Dataset extract -
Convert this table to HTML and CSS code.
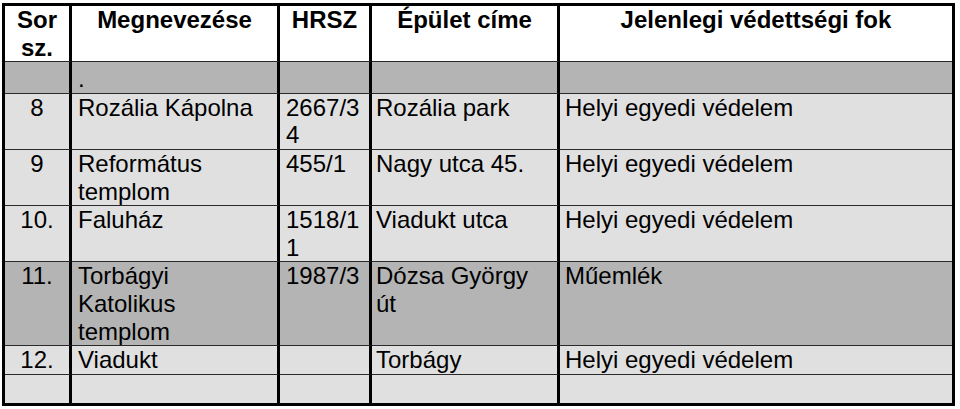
FILE: index.html
```html
<!DOCTYPE html>
<html lang="hu">
<head>
<meta charset="utf-8">
<title>Védett épületek</title>
<link rel="stylesheet" href="styles.css">
</head>
<body>
<table class="tbl">
  <thead>
    <tr class="head">
      <th class="c1">Sor sz.</th>
      <th class="c2">Megnevezése</th>
      <th class="c3">HRSZ</th>
      <th class="c4">Épület címe</th>
      <th class="c5">Jelenlegi védettségi fok</th>
    </tr>
  </thead>
  <tbody>
    <tr class="dark dot">
      <td class="c1"></td>
      <td class="c2">.</td>
      <td class="c3"></td>
      <td class="c4"></td>
      <td class="c5"></td>
    </tr>
    <tr class="light">
      <td class="c1">8</td>
      <td class="c2">Rozália Kápolna</td>
      <td class="c3">2667/34</td>
      <td class="c4">Rozália park</td>
      <td class="c5">Helyi egyedi védelem</td>
    </tr>
    <tr class="light">
      <td class="c1">9</td>
      <td class="c2">Református templom</td>
      <td class="c3">455/1</td>
      <td class="c4">Nagy utca 45.</td>
      <td class="c5">Helyi egyedi védelem</td>
    </tr>
    <tr class="light">
      <td class="c1">10.</td>
      <td class="c2">Faluház</td>
      <td class="c3">1518/11</td>
      <td class="c4">Viadukt utca</td>
      <td class="c5">Helyi egyedi védelem</td>
    </tr>
    <tr class="dark">
      <td class="c1">11.</td>
      <td class="c2">Torbágyi Katolikus templom</td>
      <td class="c3">1987/3</td>
      <td class="c4">Dózsa György út</td>
      <td class="c5">Műemlék</td>
    </tr>
    <tr class="light">
      <td class="c1">12.</td>
      <td class="c2">Viadukt</td>
      <td class="c3"></td>
      <td class="c4">Torbágy</td>
      <td class="c5">Helyi egyedi védelem</td>
    </tr>
    <tr class="light empty last">
      <td class="c1"></td>
      <td class="c2"></td>
      <td class="c3"></td>
      <td class="c4"></td>
      <td class="c5"></td>
    </tr>
  </tbody>
</table>
</body>
</html>
```

FILE: styles.css
```css
html, body {
  margin: 0;
  padding: 0;
  background: #ffffff;
}

body {
  padding: 3px 0 0 2px;
  font-family: "Liberation Sans", Arial, sans-serif;
  font-size: 24px;
  color: #000;
}

.tbl {
  border-collapse: separate;
  border-spacing: 0;
  table-layout: fixed;
  width: 953px;
  border: 3px solid #000;
}

.tbl th,
.tbl td {
  box-sizing: border-box;
  padding: 0;
  line-height: 27.6px;
  vertical-align: top;
  text-align: left;
  border-right: 3px solid #000;
  border-bottom: 1px solid #2a2a2a;
  overflow: hidden;
}

.tbl .c5 {
  border-right: none;
}

.tbl .last td {
  border-bottom: none;
}

.head th {
  background: #ffffff;
  font-weight: bold;
  text-align: center;
  padding: 0 2px;
}

.c1 { width: 67px; }
.c2 { width: 208px; }
.c3 { width: 92px; }
.c4 { width: 188px; }
.c5 { width: 392px; }

td.c1 { text-align: center; padding: 0 2px; }
td.c2 { padding: 0 12px 0 6px; }
td.c3 { padding: 0 8px 0 6px; word-break: break-all; }
td.c4 { padding: 0 10px 0 4px; }
td.c5 { padding: 0 8px 0 5px; }

.light td { background: #e0e0e0; }
.dark td { background: #b4b4b4; }

.dot td { height: 31px; padding-top: 3px; }
.empty td { height: 28px; }
```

What you need to do - Reproduce the full material exactly, excluding the pictures.

Expected output -
Convert this table to HTML and CSS code.
FILE: index.html
```html
<!DOCTYPE html>
<html lang="hu">
<head>
<meta charset="utf-8">
<title>Védett épületek</title>
<link rel="stylesheet" href="styles.css">
</head>
<body>
<table class="tbl">
  <thead>
    <tr class="head">
      <th class="c1">Sor sz.</th>
      <th class="c2">Megnevezése</th>
      <th class="c3">HRSZ</th>
      <th class="c4">Épület címe</th>
      <th class="c5">Jelenlegi védettségi fok</th>
    </tr>
  </thead>
  <tbody>
    <tr class="dark dot">
      <td class="c1"></td>
      <td class="c2">.</td>
      <td class="c3"></td>
      <td class="c4"></td>
      <td class="c5"></td>
    </tr>
    <tr class="light">
      <td class="c1">8</td>
      <td class="c2">Rozália Kápolna</td>
      <td class="c3">2667/34</td>
      <td class="c4">Rozália park</td>
      <td class="c5">Helyi egyedi védelem</td>
    </tr>
    <tr class="light">
      <td class="c1">9</td>
      <td class="c2">Református templom</td>
      <td class="c3">455/1</td>
      <td class="c4">Nagy utca 45.</td>
      <td class="c5">Helyi egyedi védelem</td>
    </tr>
    <tr class="light">
      <td class="c1">10.</td>
      <td class="c2">Faluház</td>
      <td class="c3">1518/11</td>
      <td class="c4">Viadukt utca</td>
      <td class="c5">Helyi egyedi védelem</td>
    </tr>
    <tr class="dark">
      <td class="c1">11.</td>
      <td class="c2">Torbágyi Katolikus templom</td>
      <td class="c3">1987/3</td>
      <td class="c4">Dózsa György út</td>
      <td class="c5">Műemlék</td>
    </tr>
    <tr class="light">
      <td class="c1">12.</td>
      <td class="c2">Viadukt</td>
      <td class="c3"></td>
      <td class="c4">Torbágy</td>
      <td class="c5">Helyi egyedi védelem</td>
    </tr>
    <tr class="light empty last">
      <td class="c1"></td>
      <td class="c2"></td>
      <td class="c3"></td>
      <td class="c4"></td>
      <td class="c5"></td>
    </tr>
  </tbody>
</table>
</body>
</html>
```

FILE: styles.css
```css
html, body {
  margin: 0;
  padding: 0;
  background: #ffffff;
}

body {
  padding: 3px 0 0 2px;
  font-family: "Liberation Sans", Arial, sans-serif;
  font-size: 24px;
  color: #000;
}

.tbl {
  border-collapse: separate;
  border-spacing: 0;
  table-layout: fixed;
  width: 953px;
  border: 3px solid #000;
}

.tbl th,
.tbl td {
  box-sizing: border-box;
  padding: 0;
  line-height: 27.6px;
  vertical-align: top;
  text-align: left;
  border-right: 3px solid #000;
  border-bottom: 1px solid #2a2a2a;
  overflow: hidden;
}

.tbl .c5 {
  border-right: none;
}

.tbl .last td {
  border-bottom: none;
}

.head th {
  background: #ffffff;
  font-weight: bold;
  text-align: center;
  padding: 0 2px;
}

.c1 { width: 67px; }
.c2 { width: 208px; }
.c3 { width: 92px; }
.c4 { width: 188px; }
.c5 { width: 392px; }

td.c1 { text-align: center; padding: 0 2px; }
td.c2 { padding: 0 12px 0 6px; }
td.c3 { padding: 0 8px 0 6px; word-break: break-all; }
td.c4 { padding: 0 10px 0 4px; }
td.c5 { padding: 0 8px 0 5px; }

.light td { background: #e0e0e0; }
.dark td { background: #b4b4b4; }

.dot td { height: 31px; padding-top: 3px; }
.empty td { height: 28px; }
```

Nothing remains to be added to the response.